Friday, February 13, 2009

Blowing in the Wind on Marriage Equality Day

Seventeen of us, from at least four congregations, gathered in the very blustery plaza of the Arlington County Courthouse yesterday. We shared an interfaith liturgy of prayers and readings, and then proceeded to the sixth floor offices of the county clerk, Paul Ferguson. Mr. Ferguson met us and welcomed us to the office. Meanwhile, Claire and Rebecca, who are members of the Rock Spring United Church of Christ, filled out the on-line form to apply for a license. As they filled in all of the requisite family data, Mr. Ferguson explained the state of the law in Virginia.
When the form was completed, the person staffing the window requested proper ID, and gave Claire and Rebecca a copy of the application to check for accuracy. When they confirmed the information, the staff person apologized and said, "I cannot grant you a license."
Mr. Ferguson looked straight at Claire and Rebecca and said, "I am truly sorry."
Looking at the rest of us, he said, "thank you for being here." He told us that our presence was important because it allowed him to report to the state that same-gender couples are requesting licenses.
Then each of us laid a flower on the window in honor of various couples who cannot be married here. As I laid my flower on the window I honored Ron and James. If I had a bouquet, it would be to honor each of the people in my congregation for their continued faithful witness that God's love knows no bounds and that what God blesses should receive the equal protection of the law.
There was much more that was moving and powerful, as well as simple and interesting during our hour witness, but those details will have to wait.

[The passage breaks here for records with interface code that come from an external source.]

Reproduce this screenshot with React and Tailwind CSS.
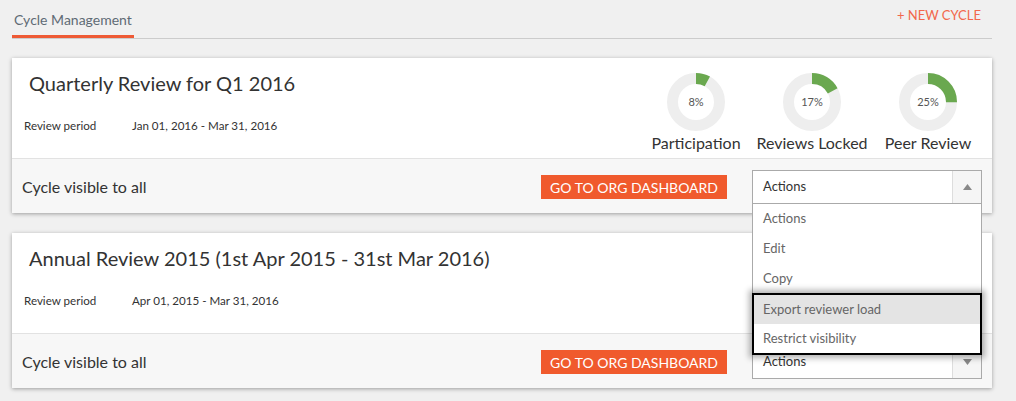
import React from "react";

const font = { fontFamily: "Lato, 'Noto Sans', sans-serif" };

function Donut({ pct }) {
  const r = 23.5;
  const c = 2 * Math.PI * r;
  const len = (pct / 100) * c;
  return (
    <div className="relative w-[58px] h-[58px]">
      <svg width="58" height="58" viewBox="0 0 58 58">
        <circle cx="29" cy="29" r={r} fill="none" stroke="#eeeeee" strokeWidth="11" />
        {pct > 0 && (
          <circle
            cx="29"
            cy="29"
            r={r}
            fill="none"
            stroke="#6aa84f"
            strokeWidth="11"
            strokeDasharray={`${len} ${c}`}
            transform="rotate(-90 29 29)"
          />
        )}
      </svg>
      <div className="absolute inset-0 flex items-center justify-center text-[11px] text-[#555]">
        {pct}%
      </div>
    </div>
  );
}

function Stat({ pct, label }) {
  return (
    <div className="w-[116px] flex flex-col items-center">
      <Donut pct={pct} />
      <div className="mt-[2px] text-[16px] leading-[20px] text-[#333] whitespace-nowrap">{label}</div>
    </div>
  );
}

function Select({ up }) {
  return (
    <div className="w-[230px] h-[34px] border border-[#aaaaaa] bg-white flex">
      <div className="flex-1 flex items-center pl-[10px] text-[13px] text-[#333]">Actions</div>
      <div className="w-[29px] border-l border-[#dddddd] bg-[#f5f5f5] flex items-center justify-center">
        <svg width="9" height="6" viewBox="0 0 9 6">
          {up ? <path d="M0 6 L4.5 0 L9 6 Z" fill="#888" /> : <path d="M0 0 L4.5 6 L9 0 Z" fill="#888" />}
        </svg>
      </div>
    </div>
  );
}

function Card({ title, period, stats, up, children }) {
  return (
    <div className="relative bg-white shadow-[0_1px_4px_rgba(0,0,0,0.35)]">
      <div className="h-[101px] flex justify-between border-b border-[#e2e2e2]">
        <div className="pl-[12px] pt-[11px]">
          <div className="pl-[5px] text-[20px] leading-[28px] text-[#333] whitespace-nowrap">{title}</div>
          <div className="mt-[21px] flex text-[11.6px] leading-[16px] text-[#333]">
            <div className="w-[108px]">Review period</div>
            <div>{period}</div>
          </div>
        </div>
        <div className="flex pt-[15px] pr-[6px]">
          {stats.map((s) => (
            <Stat key={s.label} pct={s.pct} label={s.label} />
          ))}
        </div>
      </div>
      <div className="h-[54px] bg-[#f7f7f7] flex items-center pl-[10px] pr-[10px] pt-[2px]">
        <div className="flex-1 text-[16px] text-[#333]">Cycle visible to all</div>
        <div className="h-[24px] px-[9px] bg-[#f05a2d] text-white text-[14px] flex items-center uppercase">
          Go to org dashboard
        </div>
        <div className="ml-[25px]">
          <Select up={up} />
        </div>
      </div>
      {children}
    </div>
  );
}

export default function App() {
  return (
    <div className="w-[1016px] h-[401px] bg-[#f0f0f0] overflow-hidden" style={font}>
      <div className="ml-[12px] w-[980px]">
        <div className="flex justify-between border-b border-[#cccccc]">
          <div className="pt-[10px] pb-[5px] px-[2px] border-b-[3px] border-[#ee5a35] text-[14px] leading-[20px] text-[#5f6b75]">
            Cycle Management
          </div>
          <div className="pt-[6px] pr-[11px] text-[13px] text-[#f2674b]">+ NEW CYCLE</div>
        </div>
        <div className="mt-[19px] flex flex-col gap-[20px]">
          <Card
            title="Quarterly Review for Q1 2016"
            period="Jan 01, 2016 - Mar 31, 2016"
            stats={[
              { pct: 8, label: "Participation" },
              { pct: 17, label: "Reviews Locked" },
              { pct: 25, label: "Peer Review" },
            ]}
            up
          >
            <div className="absolute z-10 left-[740px] top-[146px] w-[230px] bg-white border-x border-[#aaaaaa] text-[13px] text-[#666]">
              <div className="h-[30px] flex items-center pl-[10px]">Actions</div>
              <div className="h-[30px] flex items-center pl-[10px]">Edit</div>
              <div className="h-[30px] flex items-center pl-[10px]">Copy</div>
              <div className="-mx-px -mt-[1px] border-2 border-black shadow-[0_0_6px_3px_rgba(0,0,0,0.3)]">
                <div className="h-[29px] flex items-center pl-[9px] bg-[#e4e4e4]">Export reviewer load</div>
                <div className="h-[29px] flex items-center pl-[9px] bg-white">Restrict visibility</div>
              </div>
            </div>
          </Card>
          <Card
            title="Annual Review 2015 (1st Apr 2015 - 31st Mar 2016)"
            period="Apr 01, 2015 - Mar 31, 2016"
            stats={[{ pct: 0, label: "Participation" }]}
          />
        </div>
      </div>
    </div>
  );
}
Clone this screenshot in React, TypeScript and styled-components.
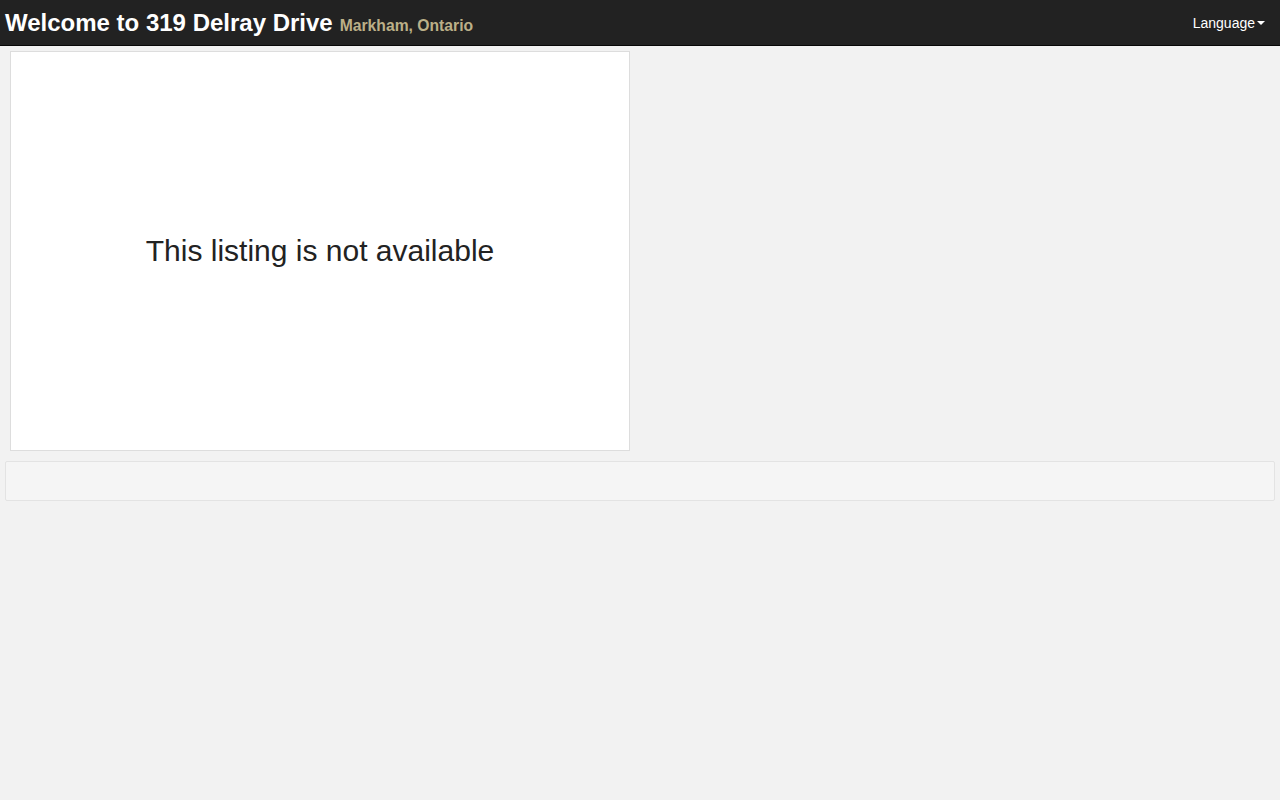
import React from 'react';
import styled, { createGlobalStyle } from 'styled-components';

const GlobalStyle = createGlobalStyle`
	html, body {
		margin: 0;
		padding: 0;
		background-color: #f2f2f2;
		font-family: "Liberation Sans", Arial, sans-serif;
		color: #222;
	}
`;

const StyledNavbar = styled.header`
	height: 46px;
	background-color: #222;
	border-bottom: 1px solid #080808;
	box-sizing: border-box;
	display: flex;
	align-items: center;
	justify-content: space-between;
	padding: 1px 15px 0 5px;
`;

const StyledBrand = styled.div`
	display: flex;
	align-items: baseline;
	gap: 7px;

	& > h1 {
		margin: 0;
		font-size: 24px;
		font-weight: bold;
		color: #fff;
	}

	& > span {
		font-size: 15.7px;
		font-weight: bold;
		color: #bcb088;
	}
`;

const StyledDropdown = styled.button`
	background: none;
	border: 0;
	padding: 0;
	color: #fff;
	font-family: inherit;
	font-size: 14px;
	display: flex;
	align-items: center;
	cursor: pointer;

	&::after {
		content: '';
		margin-left: 2px;
		border-top: 4px solid #fff;
		border-left: 4px solid transparent;
		border-right: 4px solid transparent;
	}
`;

const StyledMain = styled.main`
	padding: 5px 5px;
	display: flex;
	flex-direction: column;
	gap: 10px;
`;

const StyledCard = styled.section`
	width: 620px;
	height: 400px;
	margin-left: 5px;
	box-sizing: border-box;
	background-color: #fff;
	border: 1px solid #ddd;
	display: flex;
	align-items: center;
	justify-content: center;
	font-size: 30px;
	color: #222;
`;

const StyledWell = styled.div`
	height: 40px;
	box-sizing: border-box;
	background-color: #f5f5f5;
	border: 1px solid #e3e3e3;
	border-radius: 2px;
`;

const App: React.FC = () => {
	return (
		<>
			<GlobalStyle />
			<StyledNavbar>
				<StyledBrand>
					<h1>Welcome to 319 Delray Drive</h1>
					<span>Markham, Ontario</span>
				</StyledBrand>
				<StyledDropdown type="button">Language</StyledDropdown>
			</StyledNavbar>
			<StyledMain>
				<StyledCard>This listing is not available</StyledCard>
				<StyledWell />
			</StyledMain>
		</>
	);
};

export default App;
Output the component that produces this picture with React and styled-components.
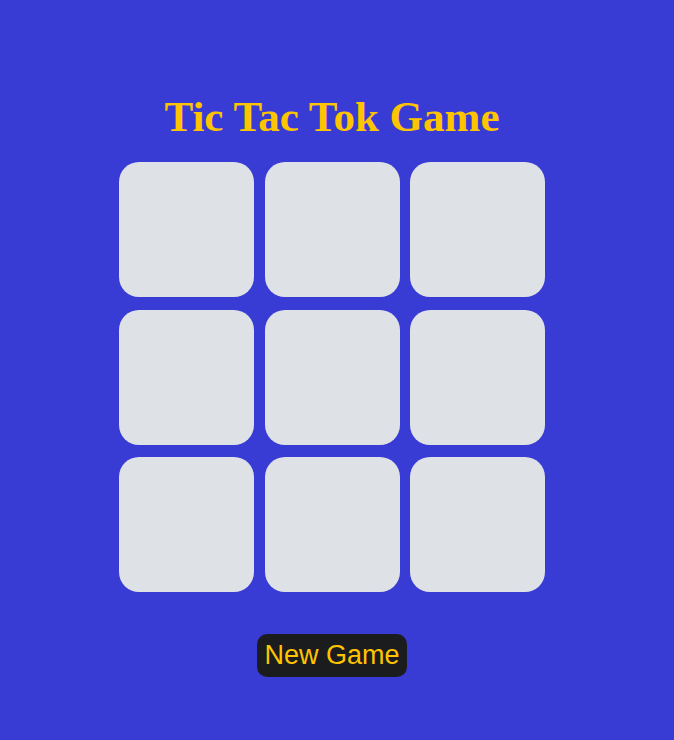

Wednesday, February 11, 2009

Too much, too soon, too bad

I found myself writing this note on camp to a friend from another Presbytery this afternoon.
The Meadowkirk situation is ugly. It's been brewing for several years, and it's all about the money. I think that there's plenty of blame to go around on all sides, and it probably doesn't do anybody much good to sort that out at this point. In a strange way, the economic downturn may save the camp because it cannot be sold right now, and too much of the Presbytery's money is tied up in it to take the losses. I do think that pieces of it will be sold as soon as there's a market for the lots. That won't destroy the integrity of the camp, but it's unfortunate.
With the 20-20 of hindsight, it's clear that we built too much too fast and did it with too much borrowed money leveraging too many Presbytery assets on use projections that were far too rosy. I remain hopeful about the viability of the ministry, but I think it will be a good day for everyone when it is more disconnected from Presbytery.
The question is: can it survive long enough to make that happen? I really don't think anyone knows. I do not think it will survive on the old model of hosting church retreats, small groups and then the various kinds of summer programs for youth.
I'd like to see it work to become a smaller scale Montreat for the mid-Atlantic and Northeast, but that would require building a capacity for programs, marketing and hospitality that simply don't exist right now. I can also imagine it hosting all kinds of gatherings that are resourced out of the DC office -- focusing on the spiritual foundations of policy work rather than simply going to the Hill as usual. But any alternative vision takes birthing and there's not much good will around here for that process.
That's my two cents -- not that it's worth even that much in today's economy.
I suppose the only "word to the wise" from all of this is don't spend money that you don't have. Of course, none of us in DC operate that way!